The perfect smoked ribs are tender and juicy on the inside and caramelized to perfection on the outside. Just about everyone remembers eating a particularly delicious slab of ribs at a get-together, a family gathering, or their favorite BBQ joint. If you’re new to using a grill or smoker, never fear. Smoked ribs are a great way to experiment with techniques and flavors. Start with a basic, simple recipe, a few barbecue guidelines for the grill or smoker, throw in some personal touches, and serve.
It all starts with choosing the right slab of meat. Some people prefer pork, while others say beef ribs are the best, no question. Baby back ribs are shorter, leaner, and generally carry a higher price tag because they are more tender. And no, they don’t actually come from a baby animal. Spareribs are meatier, have less curve to the rack, and they’re easier to cook. Choose slabs with a decent amount of fat on them, with evenly distributed meat on both ends, if possible. That way, one end doesn’t cook faster than the other.
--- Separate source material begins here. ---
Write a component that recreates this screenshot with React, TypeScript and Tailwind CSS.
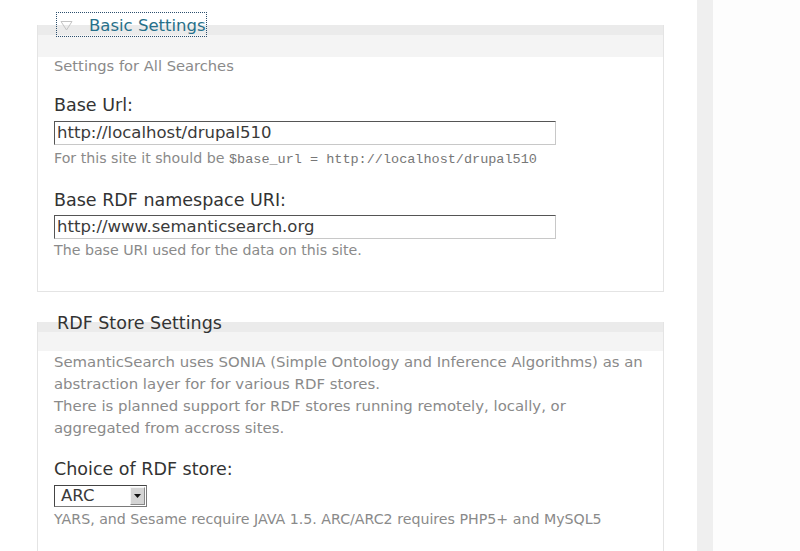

If you have a smoker, it will need plenty of time to get to the right temperature — up to six hours — before you add the ribs. If you have a grill and not a smoker, you’ll need to add wood throughout the cooking process to keep the fire going. Soak wood chips in water overnight to add once you’ve placed the ribs on the grill. When the smoker or grill is holding the right temperature, start prepping the ribs.
If you’ve ever eaten a chewy rib, it’s probably because the cook didn’t remove the thin membrane that runs along the back of the slab. Not only does it hinder the rib’s tenderness, but it can also block flavor from seeping into the meat during the smoking process. Use the dull side of a small knife and pry open the skin membrane slowly, pulling it up and away from the rib. It’s easier to grip the slippery membrane with a paper towel as you move down the length of the rib rack. The membrane may not come off in one piece and it may take a few tries to remove it entirely, but you’ll be happy that you took this step once you bite into the finished ribs.
This is an extra step, but a worthwhile one. A marinade helps break down the fat and muscle, tenderize the meat, and add additional flavor. Try using a combination of ingredients like soy sauce, vinegar, and olive oil. Marinate the ribs for eight hours in the refrigerator before cooking for maximum benefit.
A dry rub is a mixture of dried spices, and with barbecue dishes, they almost always start with salt and pepper, mixed with garlic powder, brown sugar, and onion powder. Add spices like paprika, chili powder, and a smidge of cayenne to kick up the flavor. The sugar liquefies and caramelizes during cooking, adding a tasty outside layer. If you prefer, use a wet rub instead of a dry one. It’s basically a dry rub mixed with oil or another liquid to create a paste.
If you have a grill, create a boat out of aluminum foil. Place the wood chips in the foil and set on the grill’s lower rack. Slowly add wood during the cooking time, if necessary. Ideally, the grill should have a temperature of around 300 degrees while smoking. Position the rack of ribs so that they aren’t directly over the wood chips on the upper rack. For the smoker, the temperature should hold at around 200 degrees. Place the ribs in the middle of the smoker’s top rack. Smoke for two hours.
Remove the ribs from the grill. If using a smoker, increase the temperature to 250 degrees. Wrap the ribs in a layer of airtight aluminum foil and smoke for another two hours. For the smoker, create an aluminum foil boat, place the ribs inside, and pour a cup of apple juice over them. Seal the foil. Return to the fire and smoke an additional two hours.
The thickest part of the meat should register between 190 to 200 degrees consistently. If you don’t have a meat thermometer, use tongs to gently lift the ribs at the center. If they bend, and the outside meat cracks, it’s ready for the next step: slathering it in a delicious barbecue sauce.
To finish grill-style ribs, remove the foil, turn up the heat, and baste the ribs with your favorite store-bought or homemade sauce. Grill for five minutes, flip them, add more sauce, and grill for an additional five minutes or until the sauce thickens and browns. If you’re using the smoker method, remove the ribs from the apple juice and coat with barbecue sauce. Increase the smoker’s temperature to 350 degrees. Return the ribs to the smoker’s grill for 15 minutes, uncovered. The sugar should caramelize, but not burn.
Once you remove the meat from the grill or smoker, it’s important to let the it rest for 15 to 30 minutes before cutting it into individual ribs or servings. This allows the meat fibers to redistribute and reabsorb the moisture. Instead of those delicious natural juices flowing out when you slice up the slab, the meat retains most of them, creating a tastier, more succulent rib.